There's been some talk about updating and improving the family cookbook. First off, It's missing recipes that are "obvious" and some that the creators didn't think were recipe-worthy. There are no instructions for making chicken pot pie, pickled beets and eggs, or decent gravy even though all of these things are solidly part of the family cooking heritage. Secondly, the existing recipes, those which we like and use, could use more detailed instructions. The instructions are pretty sparse. I think the cookbook could also benefit from helpful notes so that three generations from now some poor bastard doesn't have to face his or her first go at squash-pie batter (which is alarmingly runny for something you are supposed to pour into a pie shell) without a reassuring marginal note that says "This is supposed to be very runny, runnier than pancake batter. Don't worry. It'll be okay." I know I'd be more comfortable approaching new recipes if I knew that there would be helpful notes like that along the way.

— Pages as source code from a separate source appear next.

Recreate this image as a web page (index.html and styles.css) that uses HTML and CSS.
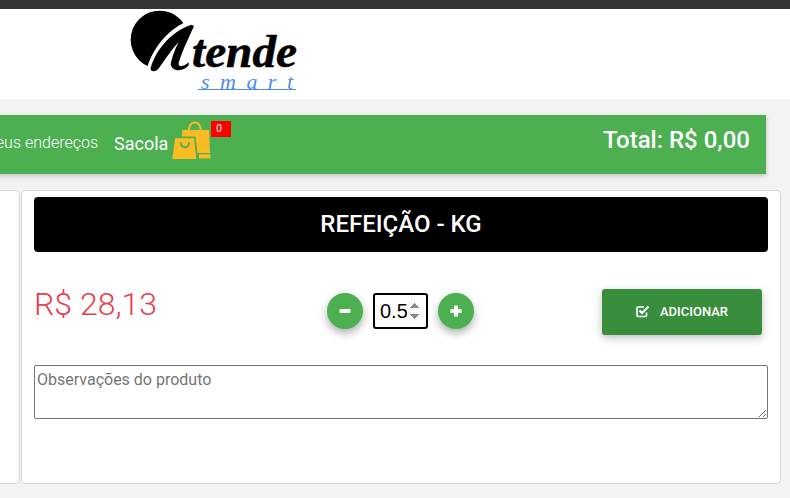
FILE: index.html
```html
<!DOCTYPE html>
<html>
<head>
    <meta charset="utf-8">
    <link rel="stylesheet" href="styles.css">
</head>
<body>
    <div class="top-line"></div>

    <header class="site-header">
        <svg class="logo" width="170" height="84" viewBox="0 0 170 84">
            <g transform="translate(-2 -1) scale(0.3333)">
                <circle cx="95" cy="95" r="87" fill="#000"/>
                <path d="M55 186 C72 122 122 58 188 36 L240 60 L215 200 L55 200 Z" fill="#fff"/>
                <path d="M68 180 C82 130 125 72 190 50 L198 54 C182 90 162 130 152 165 C150 178 165 178 182 163 L182 172 C165 192 135 192 128 170 C130 155 140 125 152 102 C125 132 105 165 90 184 C82 192 66 192 68 180 Z" fill="#000"/>
            </g>
            <text class="logo-main" x="62" y="58" textLength="105" lengthAdjust="spacingAndGlyphs">tende</text>
            <text class="logo-sub" x="71" y="80" textLength="92" lengthAdjust="spacing">smart</text>
            <path d="M68 80.500 H166" stroke="#4a8df0" stroke-width="1" fill="none"/>
        </svg>
    </header>

    <nav class="cart-bar">
        <a class="bar-link" href="#">Meus endereços</a>
        <a class="bag-link" href="#">
            <span class="bag-label">Sacola</span>
            <svg class="bag-icon" width="41" height="40" viewBox="0 0 41 40">
                <path d="M18 10 C18 3 20.500 1.500 23.700 1.500 C27 1.500 29.700 3 29.700 10" fill="none" stroke="#fbbc23" stroke-width="2"/>
                <path d="M11.300 9 H38 L39 32 H26.500 L24.500 15.500 H11 Z" fill="#fbbc23"/>
                <path d="M28 33.300 H39.500 V37.500 H28 Z" fill="#fbbc23"/>
                <path d="M4.200 17.300 H23 L25.300 38 H1.300 Z" fill="#fbbc23"/>
                <path d="M9.700 21.300 C10 28 18 28 18 21.300" fill="none" stroke="#4caf50" stroke-width="2"/>
            </svg>
            <span class="bag-count">0</span>
        </a>
        <strong class="bar-total">Total: R$ 0,00</strong>
    </nav>

    <main class="content">
        <aside class="side-card"></aside>
        <section class="product-card">
            <h1 class="product-title">REFEIÇÃO - KG</h1>
            <div class="product-row">
                <div class="product-price">R$ 28,13</div>
                <div class="qty">
                    <button class="qty-btn" type="button">
                        <svg width="12" height="12" viewBox="0 0 12 12"><rect x="0.500" y="4" width="11" height="4" rx="1" fill="#fff"/></svg>
                    </button>
                    <input class="qty-input" type="number" value="0.5" step="0.5">
                    <button class="qty-btn" type="button">
                        <svg width="12" height="12" viewBox="0 0 12 12"><path d="M4 0.500 H8 V4 H11.500 V8 H8 V11.500 H4 V8 H0.500 V4 H4 Z" fill="#fff"/></svg>
                    </button>
                </div>
                <button class="add-btn" type="button">
                    <svg width="14" height="13" viewBox="0 0 14 13">
                        <path d="M10.500 7.500 V10.500 C10.500 11 10 11.500 9.500 11.500 H2 C1.500 11.500 1 11 1 10.500 V3 C1 2.500 1.500 2 2 2 H8" fill="none" stroke="#fff" stroke-width="1.600"/>
                        <path d="M3.500 5.500 L6 8 L12.500 1.500" fill="none" stroke="#fff" stroke-width="2.200"/>
                    </svg>
                    ADICIONAR
                </button>
            </div>
            <textarea class="product-notes" placeholder="Observações do produto"></textarea>
        </section>
    </main>
</body>
</html>
```

FILE: styles.css
```css
* {
    box-sizing: border-box;
}

html, body {
    height: 498px;
    overflow: hidden;
}

body {
    margin: 0;
    background-color: #f3f3f3;
    font-family: Roboto, sans-serif;
}

.top-line {
    height: 9px;
    background-color: #343434;
}

.site-header {
    height: 90px;
    padding-left: 130px;
    background-color: #fff;
}

.logo {
    display: block;
}

.logo-main {
    font-family: "Liberation Serif", serif;
    font-size: 46px;
    font-style: italic;
    font-weight: 700;
    fill: #000;
    stroke: #000;
    stroke-width: 0.6px;
}

.logo-sub {
    font-family: "Liberation Serif", serif;
    font-size: 22px;
    font-style: italic;
    fill: #4a8df0;
}

.cart-bar {
    display: flex;
    align-items: center;
    width: 784px;
    height: 59px;
    margin: 16px 0 0 -18px;
    padding-right: 16px;
    background-color: #4caf50;
    color: #fff;
    box-shadow: 0 2px 5px rgba(0, 0, 0, 0.2);
}

.bar-link {
    margin-bottom: 4px;
    color: #fff;
    font-size: 16px;
    font-weight: 300;
    text-decoration: none;
    white-space: nowrap;
}

.bag-link {
    display: flex;
    align-items: center;
    margin-left: 16px;
    position: relative;
    color: #fff;
    font-size: 18px;
    text-decoration: none;
}

.bag-label {
    margin-bottom: 3px;
}

.bag-icon {
    margin: 0 0 8px 3px;
}

.bag-count {
    position: absolute;
    top: 0;
    right: -19px;
    width: 20px;
    height: 16px;
    padding-left: 5px;
    background-color: #f00;
    font-size: 10px;
    line-height: 16px;
}

.bar-total {
    margin-left: auto;
    margin-bottom: 10px;
    font-size: 24px;
    font-weight: 500;
}

.content {
    display: flex;
    gap: 1px;
    margin-top: 16px;
}

.side-card {
    flex: none;
    width: 30px;
    height: 294px;
    margin-left: -10px;
    background-color: #fff;
    border: 1px solid #d6d6d9;
    border-radius: 4px;
}

.product-card {
    width: 760px;
    height: 294px;
    padding: 6px 12px;
    background-color: #fff;
    border: 1px solid #d6d6d9;
    border-radius: 4px;
}

.product-title {
    height: 55px;
    margin: 0;
    background-color: #000;
    border-radius: 4px;
    color: #fff;
    font-size: 24px;
    font-weight: 500;
    line-height: 55px;
    text-align: center;
}

.product-row {
    display: flex;
    align-items: flex-start;
    height: 113px;
    padding-top: 37px;
}

.product-price {
    width: 293px;
    margin-top: -7px;
    color: #e8404f;
    font-size: 32px;
    font-weight: 300;
    line-height: 44px;
}

.qty {
    display: flex;
    align-items: center;
    gap: 10px;
    margin-top: 4px;
}

.qty-btn {
    display: flex;
    align-items: center;
    justify-content: center;
    width: 36px;
    height: 36px;
    padding: 0;
    background-color: #4caf50;
    border: none;
    border-radius: 50%;
    box-shadow: 0 4px 8px rgba(0, 0, 0, 0.32);
}

.qty-input {
    width: 55px;
    height: 36px;
    padding: 0 4px 0 5px;
    background-color: #fff;
    border: 2px solid #000;
    border-radius: 3px;
    color: #000;
    font-family: "Liberation Sans", sans-serif;
    font-size: 20px;
}

.qty-input::-webkit-inner-spin-button {
    opacity: 1;
}

.add-btn {
    display: flex;
    align-items: center;
    justify-content: center;
    gap: 10px;
    width: 160px;
    height: 46px;
    margin-left: auto;
    margin-right: 6px;
    padding-bottom: 2px;
    background-color: #388e3c;
    border: none;
    border-radius: 3px;
    box-shadow: 0 3px 8px rgba(0, 0, 0, 0.25);
    color: #fff;
    font-family: Roboto, sans-serif;
    font-size: 13px;
    font-weight: 500;
}

.product-notes {
    display: block;
    width: 734px;
    height: 54px;
    padding: 4px 2px;
    border: 1px solid #767676;
    border-radius: 2px;
    font-family: Roboto, sans-serif;
    font-size: 16px;
}
```
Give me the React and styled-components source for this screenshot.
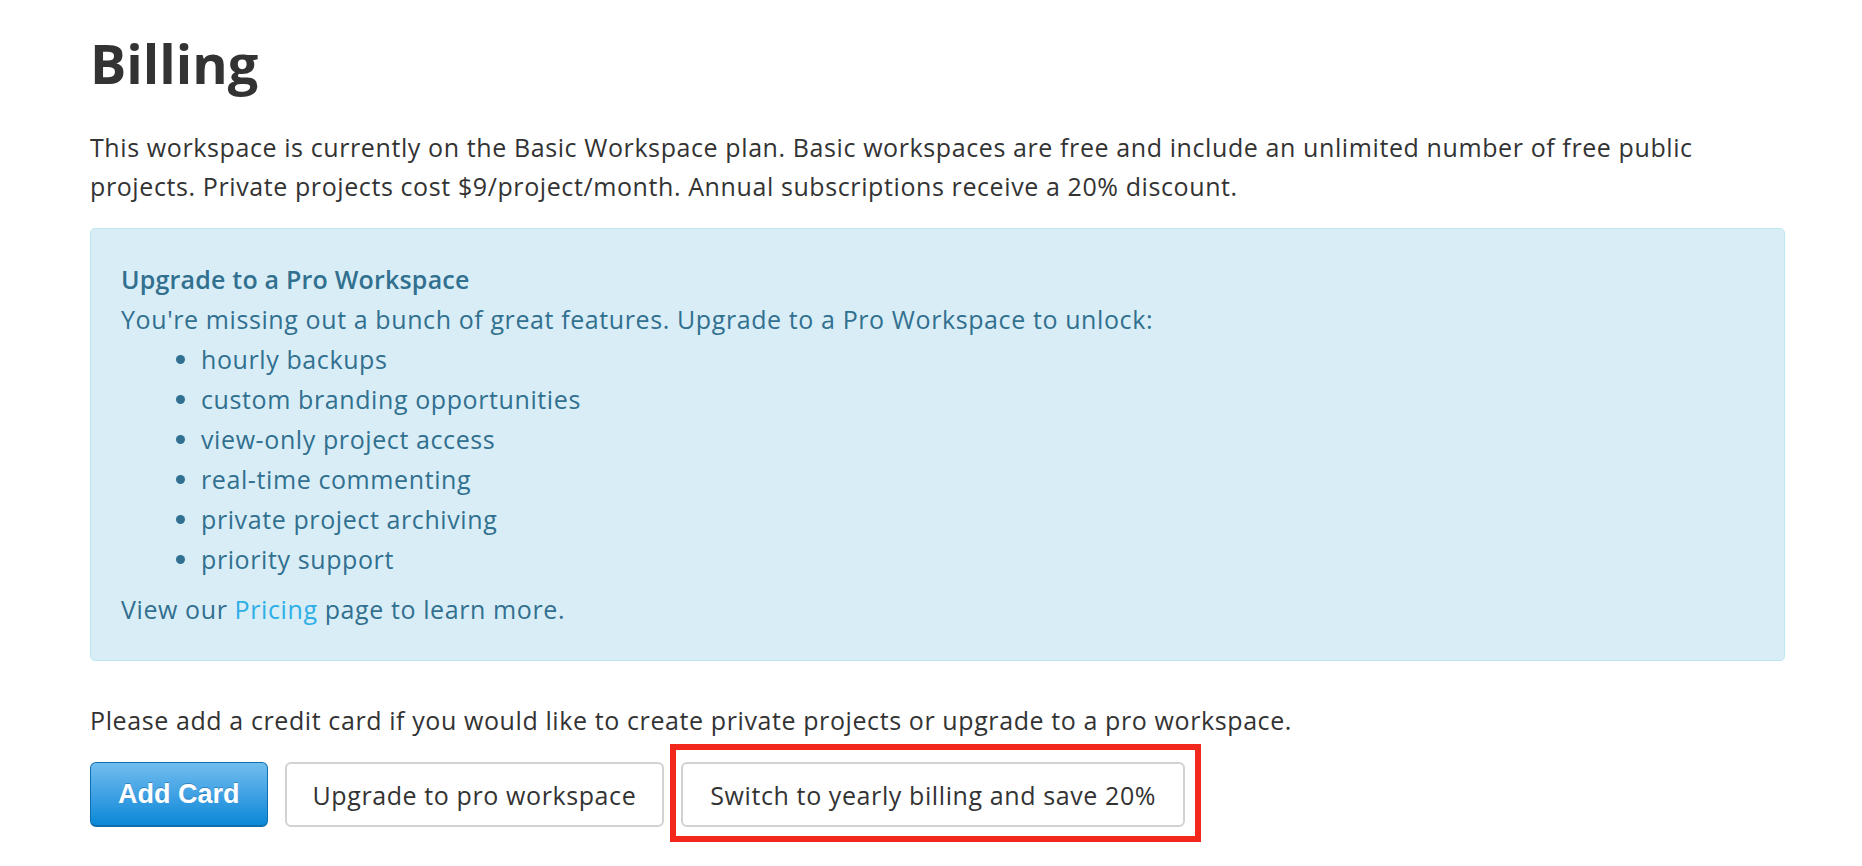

Finally, it's missing a lot of stuff that we now make, stuff that is good stuff, stuff that probably other people would enjoy if only they knew how to make it. I'm a fan of Once Upon A Time Pork (it was on the DVD extras for Once Upon a Time in Mexico) and I like the Tasty Dal recipe that I got off the internet (had that again for dinner this evening, made with my nice yellow dal from Wegman's and it rocked) and No Bake Cookies (yes, they're ghastly and they're white-trash, but I like them anyway) and potato-leek soup and curried cauliflower and soba-noodles-with-sauce and so forth. We have good things that are not in the cookbook, good things that have made it into the dinner rotations of our various households. These things should be added to the book.

Date: 2005-04-05 06:52 am (UTC)
From: [identity profile] electroweak.livejournal.com
As someone with an archivist's heart (kept in a jar etc.), I expect you to slowly transcribe your family cookbook and make it available on the web. Otherwise it'll be gone some day.

What, if I may ask, are No Bake Cookies? Surely cookies require baking. Anything else is heretical.